Goal of the exercise: From the first line of the data down to and including the line with "BsBorder, BsFlagFill, BsFill1SquareFill", copy everything exactly, leaving out pictures.

Raw data:
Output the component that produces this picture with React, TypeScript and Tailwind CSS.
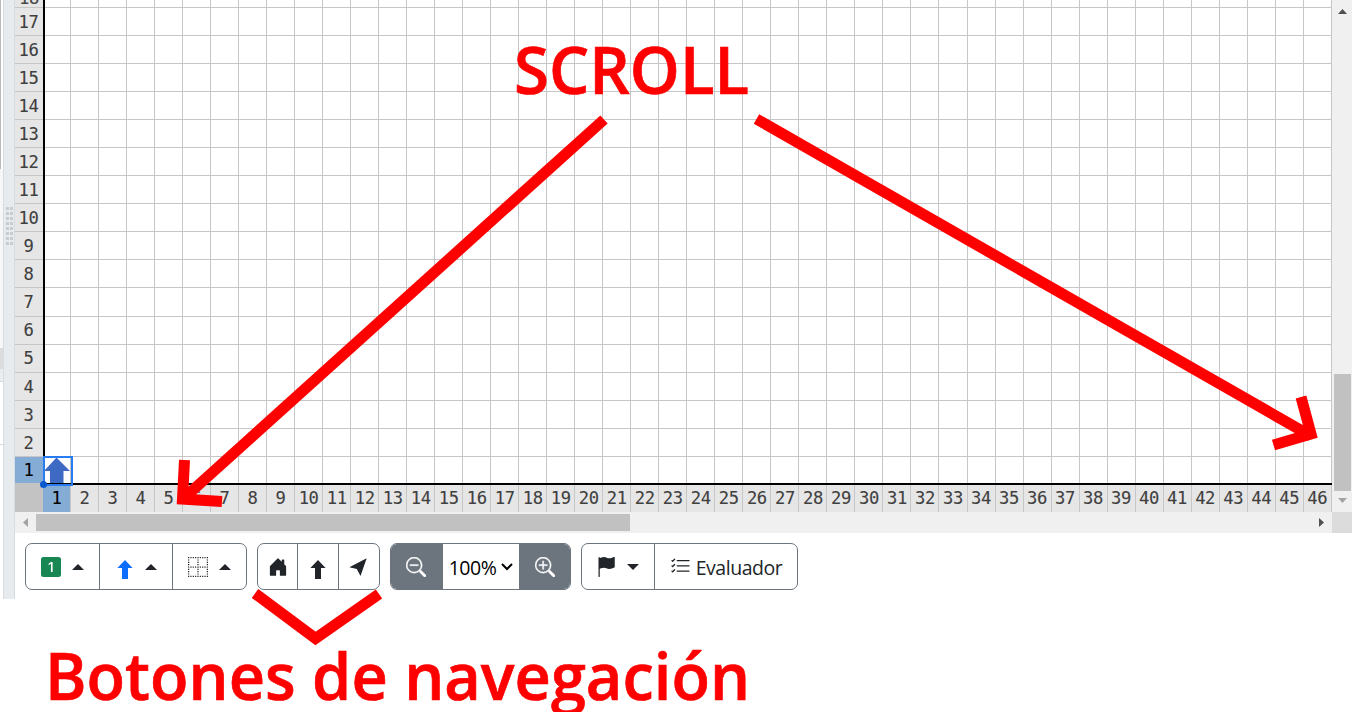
import React from "react";
import { BsHouseDoorFill, BsZoomOut, BsZoomIn, BsListCheck, BsBorder, BsFlagFill, BsFill1SquareFill } from "react-icons/bs";

const rows = Array.from({ length: 17 }, (_, i) => 17 - i);
const cols = Array.from({ length: 46 }, (_, i) => i + 1);

function Caret({ down = false }: { down?: boolean }) {
  return (
    <svg width="12" height="6" viewBox="0 0 12 6" className="shrink-0" fill="#212529">
      {down ? <path d="M0 0H12L6 6Z" /> : <path d="M0 6H12L6 0Z" />}
    </svg>
  );
}

function UpArrow({ className = "" }: { className?: string }) {
  return (
    <svg viewBox="0 0 16 19" className={"h-[19px] w-4 shrink-0 " + className} fill="currentColor">
      <path d="M8 0L15.6 8H11V19H5V8H.4Z" />
    </svg>
  );
}

function Sidebar() {
  return (
    <div className="flex h-[599px] w-[15px] shrink-0">
      <div className="flex w-[3px] flex-col">
        <div className="h-[169px] w-[1px] bg-[#b9b9b9]" />
        <div className="h-[179px] bg-[#f7f7f7]" />
        <div className="h-[21px] bg-[#dcdcdc]" />
        <div className="h-[13px] border-b border-[#d5dbe0] bg-[#e9edf0]" />
        <div className="h-[63px] border-b border-[#d5dbe0]" />
      </div>
      <div className="flex w-3 items-start justify-center border-x border-[#d5dde3] bg-[#e7ebee] pt-[207px]">
        <div className="grid grid-cols-2 gap-x-[1px] gap-y-[2px]">
          {Array.from({ length: 16 }, (_, i) => (
            <span key={i} className="h-[3px] w-[3px] bg-[#c9cccf]" />
          ))}
        </div>
      </div>
    </div>
  );
}

function Board() {
  return (
    <div className="flex h-[512px] w-[1317px] flex-col overflow-hidden text-[17.2px] leading-none tracking-[-0.35px] [-webkit-text-stroke:0.1px_currentColor]">
      <div className="flex h-[8px] shrink-0 overflow-hidden">
        <div className="flex w-[28px] items-end justify-center overflow-hidden border-b border-[#c6c6c6] bg-[#e6e6e6] text-[#484848]">
          <span>18</span>
        </div>
        <div className="w-[2px] bg-black" />
        {cols.map((c) => (
          <div key={c} className={(c === 1 ? "w-[26px]" : "w-[28.022px]") + " shrink-0 border-r border-b border-[#c6c6c6]"} />
        ))}
      </div>
      {rows.map((r) => (
        <div key={r} className={(r === 1 ? "h-[26px]" : "h-[28.06px]") + " flex shrink-0"}>
          <div
            className={
              (r === 1 ? "bg-[#84acd4] pt-[2px] text-black " : "border-b border-[#c6c6c6] bg-[#e6e6e6] pt-[2px] text-[#404040] ") +
              "flex w-[28px] shrink-0 items-center justify-center pr-[1px]"
            }
          >
            {r}
          </div>
          <div className="w-[2px] shrink-0 bg-black" />
          {cols.map((c) => (
            <div
              key={c}
              className={
                (c === 1 ? "w-[26px] " : "w-[28.022px] ") + (r === 1 ? "" : "border-b ") + "relative shrink-0 border-r border-[#c6c6c6]"
              }
            >
              {r === 1 && c === 1 && (
                <svg viewBox="0 0 34 34" className="absolute -left-[5px] -top-[3px] z-10 h-[34px] w-[34px]">
                  <path d="M16.500 3.5L30 17H23.500V29H10V17H4Z" fill="#3f6ac4" />
                  <rect x="4" y="3" width="28" height="28" fill="none" stroke="#287bf0" strokeWidth="2" />
                  <circle cx="3.500" cy="30.5" r="3.500" fill="#0757cf" />
                </svg>
              )}
            </div>
          ))}
        </div>
      ))}
      <div className="flex h-[29px] shrink-0">
        <div className="w-[28px] shrink-0 bg-[#c3c3c3]" />
        <div className="flex flex-col">
          <div className="h-[2px] w-full bg-black" />
          <div className="flex h-[27px]">
            {cols.map((c) => (
              <div
                key={c}
                className={
                  (c === 1 ? "w-[28px] bg-[#84acd4] text-black " : "w-[28.022px] bg-[#e6e6e6] text-[#404040] ") +
                  "flex shrink-0 items-center justify-center border-r border-[#c6c6c6] pt-[1px]"
                }
              >
                {c}
              </div>
            ))}
          </div>
        </div>
      </div>
    </div>
  );
}

function VerticalScrollbar() {
  return (
    <div className="flex h-[512px] flex-1 flex-col items-center bg-[#f0f0f0] pl-[1px] pt-[9px]">
      <svg width="9" height="5" viewBox="0 0 9 5" fill="#505050"><path d="M0 5H9L4.5 0Z" /></svg>
      <div className="mt-[360px] h-[117px] w-[17px] bg-[#c1c1c1]" />
      <svg width="9" height="5" viewBox="0 0 9 5" className="mt-[7px]" fill="#a3a3a3"><path d="M0 0H9L4.5 5Z" /></svg>
    </div>
  );
}

function HorizontalScrollbar() {
  return (
    <div className="flex h-[21px] items-center">
      <div className="flex h-full w-[1317px] items-center bg-[#f0f0f0] px-[8px]">
        <svg width="5" height="9" viewBox="0 0 5 9" fill="#a3a3a3"><path d="M5 0V9L0 4.5Z" /></svg>
        <div className="ml-[8px] h-[17px] w-[594px] bg-[#c1c1c1]" />
        <svg width="5" height="9" viewBox="0 0 5 9" className="ml-auto" fill="#505050"><path d="M0 0V9L5 4.5Z" /></svg>
      </div>
      <div className="h-full flex-1 bg-[#dcdcdc]" />
    </div>
  );
}

function Toolbar() {
  const group = "flex h-[47px] overflow-hidden rounded-[7px] border border-[#6c757d]";
  const cell = "flex items-center justify-center border-r border-[#6c757d] ";
  return (
    <div className="flex gap-[10px] pl-[10px] pt-[10px] text-[#212529]">
      <div className={group + " w-[222px]"}>
        <div className={cell + "w-[74px] gap-[11px]"}>
          <BsFill1SquareFill size={20} color="#198754" />
          <Caret />
        </div>
        <div className={cell + "w-[73px] gap-[12px] pl-[2px]"}>
          <UpArrow className="mt-[6px] text-[#0d6efd]" />
          <Caret />
        </div>
        <div className="flex flex-1 items-center justify-center gap-[11px]">
          <BsBorder size={20} />
          <Caret />
        </div>
      </div>
      <div className={group + " w-[123px]"}>
        <div className={cell + "w-[40px]"}><BsHouseDoorFill size={20} /></div>
        <div className={cell + "w-[41px]"}><UpArrow className="mt-[6px]" /></div>
        <div className="flex flex-1 items-center justify-center pr-[2px]">
          <svg width="18" height="18" viewBox="0 0 18 18" fill="currentColor"><path d="M17.7 .3L.3 9.200L7.800 11L11.500 17.900Z" /></svg>
        </div>
      </div>
      <div className={group + " w-[181px]"}>
        <div className="flex w-[52px] items-center justify-center bg-[#6c757d] pr-[2px] text-white"><BsZoomOut size={20} strokeWidth={0.3} /></div>
        <div className="flex w-[76px] items-center justify-center gap-[5px] text-[19.5px] text-black">
          <span className="pt-[2px] tracking-[-0.5px]">100%</span>
          <svg width="12" height="8" viewBox="0 0 12 8" fill="none" stroke="black" strokeWidth="2"><path d="M1 1L6 6L11 1" /></svg>
        </div>
        <div className="flex flex-1 items-center justify-center bg-[#6c757d] text-white"><BsZoomIn size={20} strokeWidth={0.3} /></div>
      </div>
      <div className={group + " w-[217px]"}>
        <div className={cell + "w-[73px] gap-[11px] pr-[1px]"}>
          <BsFlagFill size={20} />
          <Caret down />
        </div>
        <div className="flex flex-1 items-center justify-center gap-[5px]">
          <BsListCheck size={21} />
          <span className="pt-[2px] text-[19.5px] tracking-[-0.45px]">Evaluador</span>
        </div>
      </div>
    </div>
  );
}

function Annotations() {
  return (
    <svg viewBox="0 0 1352 712" className="pointer-events-none absolute inset-0 z-20 h-[712px] w-[1352px]">
      <g fill="none" stroke="#ff0000" strokeWidth="11">
        <path d="M604 119.500L184 498" />
        <path d="M184.500 460L182.500 499L222 501.500" />
        <path d="M756.500 119L1311 436" />
        <path d="M1301 397L1311 434L1273.500 445" />
        <path d="M255 593.500L315.500 638.500L379 594" />
      </g>
      <g fill="#ff0000" stroke="#ff0000" strokeWidth="0.7" fontFamily="'Open Sans', sans-serif" fontWeight="600" fontSize="65.5">
        <text x="514" y="94" textLength="235" lengthAdjust="spacingAndGlyphs">SCROLL</text>
        <text x="45" y="700" textLength="705" lengthAdjust="spacingAndGlyphs">Botones de navegación</text>
      </g>
    </svg>
  );
}

export default function App() {
  return (
    <div className="relative flex h-[712px] w-[1352px] overflow-hidden bg-white font-['Open_Sans',sans-serif]">
      <Sidebar />
      <div className="flex min-w-0 flex-1 flex-col">
        <div className="flex font-['DejaVu_Sans_Mono',monospace]">
          <Board />
          <VerticalScrollbar />
        </div>
        <HorizontalScrollbar />
        <Toolbar />
      </div>
      <Annotations />
    </div>
  );
}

Task response:
Output the component that produces this picture with React, TypeScript and Tailwind CSS.
import React from "react";
import { BsHouseDoorFill, BsZoomOut, BsZoomIn, BsListCheck, BsBorder, BsFlagFill, BsFill1SquareFill } from "react-icons/bs";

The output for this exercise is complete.